Wrongful dismissal suit won’t fly if there’s a fib in your resume
If employment is founded on deception, it will be cause for discharge whenever the employer learns of it
Courts have considerable sympathy for employees who have lost their livelihoods. But that sympathy vanishes when there has been dishonesty.
This lesson was learned by Francis Aboagye, who was terminated with cause by Atomic Energy of Canada Ltd.
AECL employee share access to nuclear facilities and information critical to national security. Accordingly, all its employees must obtain security clearance.
On April 3, 2012, AECL offered Aboagye a position conditional upon his receiving that clearance. As part of the process, he completed a questionnaire delineating his employment history over the previous five years. He did not disclose that he was then working at Ivaco Rolling Mills.
When AECL sought clarification and specifically asked whether he was employed between August 2011 and April 2012, Francis lied, stating that he was unemployed.
Based on the information he provided, Aboagye was granted security access and commenced employment.
Within a few months, several complaints were filed against Aboagye for harassment. AECL interviewed him as part of the investigation, during which he revealed his employment with Ivaco. AECL also learned that Aboagye had lied about attending his father’s funeral in Africa when AECL had tried to reach him earlier that year.
Upon discovering this dishonesty, AECL terminated his employment with cause.
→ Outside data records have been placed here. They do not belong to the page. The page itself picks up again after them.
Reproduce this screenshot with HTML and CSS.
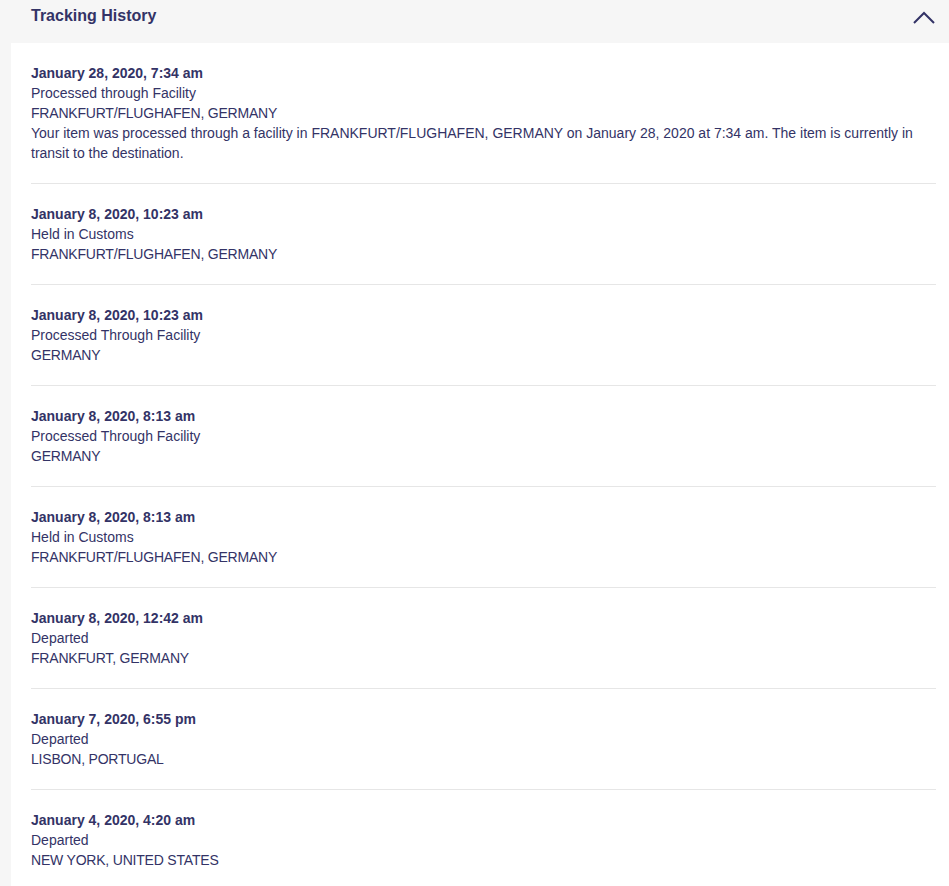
FILE: index.html
```html
<!DOCTYPE html>
<html lang="en">
<head>
    <meta charset="UTF-8">
    <title>Tracking History</title>
    <link rel="stylesheet" href="styles.css">
</head>
<body>
    <div class="history">
        <div class="history-header">
            <h2>Tracking History</h2>
            <svg class="chevron" width="22" height="14" viewBox="0 0 22 14">
                <path d="M1 12 L11 2 L21 12" fill="none" stroke="#333366" stroke-width="2"/>
            </svg>
        </div>

        <div class="history-body">
            <div class="event">
                <p class="event-date">January 28, 2020, 7:34 am</p>
                <p>Processed through Facility</p>
                <p class="event-location">FRANKFURT/FLUGHAFEN, GERMANY</p>
                <p>Your item was processed through a facility in FRANKFURT/FLUGHAFEN, GERMANY on January 28, 2020 at 7:34 am. The item is currently in transit to the destination.</p>
            </div>
            <div class="event">
                <p class="event-date">January 8, 2020, 10:23 am</p>
                <p>Held in Customs</p>
                <p class="event-location">FRANKFURT/FLUGHAFEN, GERMANY</p>
            </div>
            <div class="event">
                <p class="event-date">January 8, 2020, 10:23 am</p>
                <p>Processed Through Facility</p>
                <p class="event-location">GERMANY</p>
            </div>
            <div class="event">
                <p class="event-date">January 8, 2020, 8:13 am</p>
                <p>Processed Through Facility</p>
                <p class="event-location">GERMANY</p>
            </div>
            <div class="event">
                <p class="event-date">January 8, 2020, 8:13 am</p>
                <p>Held in Customs</p>
                <p class="event-location">FRANKFURT/FLUGHAFEN, GERMANY</p>
            </div>
            <div class="event">
                <p class="event-date">January 8, 2020, 12:42 am</p>
                <p>Departed</p>
                <p class="event-location">FRANKFURT, GERMANY</p>
            </div>
            <div class="event">
                <p class="event-date">January 7, 2020, 6:55 pm</p>
                <p>Departed</p>
                <p class="event-location">LISBON, PORTUGAL</p>
            </div>
            <div class="event">
                <p class="event-date">January 4, 2020, 4:20 am</p>
                <p>Departed</p>
                <p class="event-location">NEW YORK, UNITED STATES</p>
            </div>
        </div>
    </div>
</body>
</html>
```

FILE: styles.css
```css
body {
    margin: 0;
    padding: 0;
    background-color: #f6f6f6;
    font-family: "Liberation Sans", Arial, sans-serif;
    color: #333366;
}
.history {
    padding-left: 11px;
}
.history-header {
    display: flex;
    justify-content: space-between;
    align-items: center;
    height: 43px;
    padding: 0 14px 0 20px;
}
.history-header h2 {
    margin: 0;
    font-size: 16px;
    font-weight: bold;
    position: relative;
    top: -6px;
}
.chevron {
    position: relative;
    top: -4px;
}
.history-body {
    background-color: #fff;
    padding: 0 13px 0 20px;
}
.event {
    padding: 20px 0;
    border-bottom: 1px solid #e6e6e6;
}
.event:last-child {
    border-bottom: none;
}
.event p {
    margin: 0;
    font-size: 14px;
    line-height: 20px;
}
.event .event-date {
    font-weight: bold;
}
.event .event-location {
    letter-spacing: -0.2px;
}
```
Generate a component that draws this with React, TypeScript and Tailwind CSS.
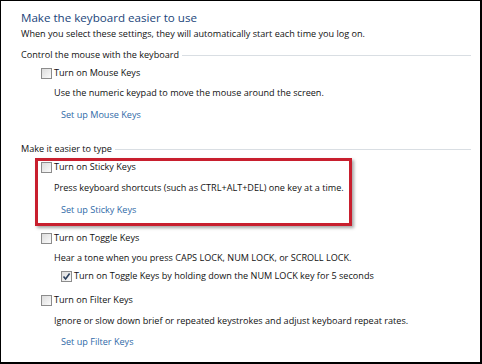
import React from 'react';

// Ease of Access - keyboard settings page (Windows 7 style)

function Checkbox({ checked = false }: { checked?: boolean }) {
  return (
    <span className="relative inline-flex h-[11px] w-[11px] shrink-0 items-center justify-center border border-[#8c8c8c] bg-gradient-to-br from-[#dcdcdc] to-[#fbfbfb]">
      {checked && (
        <svg width="9" height="9" viewBox="0 0 9 9" className="absolute">
          <path d="M1.5 4.5 L3.6 7 L7.6 1.6" fill="none" stroke="#2b3f5c" strokeWidth="1.6" />
        </svg>
      )}
    </span>
  );
}

function SectionHeader({ label, className }: { label: string; className?: string }) {
  return (
    <div className={`flex h-[14px] items-center pr-[9px] ${className ?? ''}`}>
      <span className="whitespace-nowrap">{label}</span>
      <div className="ml-[3px] h-px flex-1 bg-[#d9dee3]" />
    </div>
  );
}

function CheckRow({ label, checked, className }: { label: string; checked?: boolean; className?: string }) {
  return (
    <div className={`flex h-[14px] items-center gap-[2px] ${className ?? ''}`}>
      <Checkbox checked={checked} />
      <span className="whitespace-nowrap">{label}</span>
    </div>
  );
}

function Line({ children, className }: { children: React.ReactNode; className?: string }) {
  return <div className={`flex h-[14px] items-center whitespace-nowrap ${className ?? ''}`}>{children}</div>;
}

function LinkLine({ children, className }: { children: React.ReactNode; className?: string }) {
  return (
    <div className={`flex h-[14px] items-center whitespace-nowrap text-[#2f6aa8] ${className ?? ''}`}>{children}</div>
  );
}

export default function App() {
  return (
    <div
      className="relative h-[364px] w-[482px] overflow-hidden border-t border-l border-r-2 border-b-2 border-black bg-white text-[9.1px] text-[#111]"
      style={{ fontFamily: '"Open Sans", "Noto Sans", sans-serif' }}
    >
      <div className="flex flex-col pl-[20px] pt-[8px]">
        <div className="flex h-[18px] items-center text-[11.6px] text-[#21457a]">Make the keyboard easier to use</div>
        <Line>When you select these settings, they will automatically start each time you log on.</Line>

        <SectionHeader label="Control the mouse with the keyboard" className="mt-[7px]" />
        <CheckRow label="Turn on Mouse Keys" className="ml-[20px] mt-[4px]" />
        <Line className="ml-[33px] mt-[6px]">Use the numeric keypad to move the mouse around the screen.</Line>
        <LinkLine className="ml-[40px] mt-[8px]">Set up Mouse Keys</LinkLine>

        <SectionHeader label="Make it easier to type" className="mt-[20px]" />
        <CheckRow label="Turn on Sticky Keys" className="ml-[20px] mt-[4px]" />
        <Line className="ml-[33px] mt-[7px]">Press keyboard shortcuts (such as CTRL+ALT+DEL) one key at a time.</Line>
        <LinkLine className="ml-[40px] mt-[8px]">Set up Sticky Keys</LinkLine>

        <CheckRow label="Turn on Toggle Keys" className="ml-[20px] mt-[14px]" />
        <Line className="ml-[33px] mt-[6px]">Hear a tone when you press CAPS LOCK, NUM LOCK, or SCROLL LOCK.</Line>
        <CheckRow
          checked
          label="Turn on Toggle Keys by holding down the NUM LOCK key for 5 seconds"
          className="ml-[40px] mt-[4px]"
        />

        <CheckRow label="Turn on Filter Keys" className="ml-[20px] mt-[10px]" />
        <Line className="ml-[33px] mt-[7px]">Ignore or slow down brief or repeated keystrokes and adjust keyboard repeat rates.</Line>
        <LinkLine className="ml-[40px] mt-[7px]">Set up Filter Keys</LinkLine>
      </div>

      {/* red highlight around sticky keys */}
      <div className="pointer-events-none absolute left-[34px] top-[157px] h-[68px] w-[317px] border-[3px] border-[#c81f2e] shadow-[2px_2px_3px_rgba(0,0,0,0.35)]" />
    </div>
  );
}
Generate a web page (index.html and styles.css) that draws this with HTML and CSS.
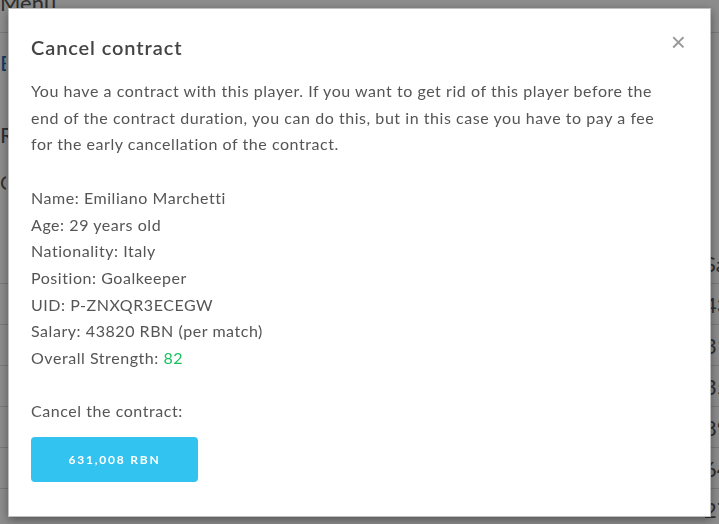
FILE: index.html
```html
<!DOCTYPE html>
<html lang="en">
<head>
    <meta charset="UTF-8">
    <meta name="viewport" content="width=device-width, initial-scale=1.0">
    <title>Players</title>
    <link rel="stylesheet" href="styles.css">
</head>
<body>
    <div class="page">
        <div class="topbar">Menu</div>
        <div class="crumbs">
            <a href="#" class="crumb-link">B</a>
            <div class="crumb-title">RI</div>
            <div class="crumb-sub">C</div>
        </div>
        <table class="players">
            <thead>
                <tr><th></th><th>Salary</th></tr>
            </thead>
            <tbody>
                <tr><td></td><td>43820</td></tr>
                <tr><td></td><td>31200</td></tr>
                <tr><td></td><td>35500</td></tr>
                <tr><td></td><td>8900</td></tr>
                <tr><td></td><td>6400</td></tr>
                <tr><td></td><td>27300</td></tr>
            </tbody>
        </table>
    </div>

    <div class="overlay">
        <div class="modal">
            <div class="modal-header">
                <h4>Cancel contract</h4>
                <button type="button" class="close">&times;</button>
            </div>
            <div class="modal-body">
                <p>You have a contract with this player. If you want to get rid of this player before the end of the contract duration, you can do this, but in this case you have to pay a fee for the early cancellation of the contract.</p>
                <ul class="info">
                    <li>Name: Emiliano Marchetti</li>
                    <li>Age: 29 years old</li>
                    <li>Nationality: Italy</li>
                    <li>Position: Goalkeeper</li>
                    <li>UID: P-ZNXQR3ECEGW</li>
                    <li>Salary: 43820 RBN (per match)</li>
                    <li>Overall Strength: <span class="strength">82</span></li>
                </ul>
                <p class="cancel-label">Cancel the contract:</p>
                <button type="button" class="pay-btn">631,008 RBN</button>
            </div>
        </div>
    </div>
</body>
</html>
```

FILE: styles.css
```css
body {
    margin: 0;
    font-family: Lato, 'Open Sans', sans-serif;
    color: #555;
    background-color: #fff;
    overflow: hidden;
    height: 524px;
}

.page {
    margin-top: -12px;
    overflow: hidden;
}

.topbar {
    font-size: 22px;
    line-height: 30px;
    padding: 0 0 14px;
    border-bottom: 1px solid #ddd;
}

.crumbs {
    padding-top: 16px;
    height: 194px;
}

.crumb-link {
    color: #1a6fb0;
    font-size: 22px;
    text-decoration: none;
    display: block;
    width: 6px;
    overflow: hidden;
}

.crumb-title {
    margin-top: 45px;
    font-size: 22px;
    width: 8px;
    overflow: hidden;
}

.crumb-sub {
    margin-top: 22px;
    font-size: 20px;
    width: 6px;
    overflow: hidden;
}

.players {
    width: 100%;
    table-layout: fixed;
    border-collapse: collapse;
    font-size: 22px;
}

.players th,
.players td {
    height: 40px;
    padding: 0;
    border-bottom: 1px solid #ddd;
    text-align: left;
    font-weight: normal;
    white-space: nowrap;
    overflow: hidden;
}

.players th:first-child,
.players td:first-child {
    width: 704px;
}

.overlay {
    position: fixed;
    top: 0;
    left: 0;
    right: 0;
    bottom: 0;
    background-color: rgba(0, 0, 0, 0.45);
    padding: 8px;
}

.modal {
    background-color: #fff;
    height: 507px;
    border: 1px solid rgba(0, 0, 0, 0.25);
    box-shadow: 0 3px 9px rgba(0, 0, 0, 0.4);
}

.modal-header {
    display: flex;
    justify-content: space-between;
    align-items: flex-start;
    padding: 22px 24px 0 22px;
}

.modal-header h4 {
    margin: 0;
    font-size: 20px;
    line-height: 32px;
    font-weight: 600;
    letter-spacing: 0.9px;
    color: #444;
}

.close {
    background: none;
    border: none;
    padding: 0;
    margin-top: 0;
    font-size: 26px;
    line-height: 22px;
    color: #999;
    cursor: pointer;
}

.modal-body {
    padding: 15px 39px 0 22px;
    font-size: 16px;
    line-height: 26.7px;
    letter-spacing: 0.55px;
}

.modal-body p {
    margin: 0;
}

.info {
    list-style: none;
    margin: 26.7px 0;
    padding: 0;
}

.strength {
    color: #19c25f;
}

.pay-btn {
    margin-top: 12px;
    width: 167px;
    height: 45px;
    background-color: #33c3f0;
    border: none;
    border-radius: 4px;
    color: #fff;
    font-family: Lato, sans-serif;
    font-size: 12px;
    font-weight: bold;
    letter-spacing: 1.8px;
    cursor: pointer;
}
```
Aboagye brought a claim for wrongful dismissal seeking damages of approximately $4 million.
AECL successfully brought a motion to have his claim summarily dismissed, a process that can be used when no real facts are in dispute. On appeal, the Ontario Court of Appeal agreed.
Dishonesty does not always give rise to cause for dismissal. But it will when the act of dishonesty goes to the core of the employment relationship.
In this case, Justice Fairburn found that Aboagye knew the importance of accurately completing the questionnaire yet neglected to tell the truth. When provided with a second opportunity to tell the truth, he lied. This dishonesty was incompatible with maintaining an employment relationship.
It is not dissimilar to any contract. If employment is founded on deception, it will be cause for discharge whenever the employer learns of it.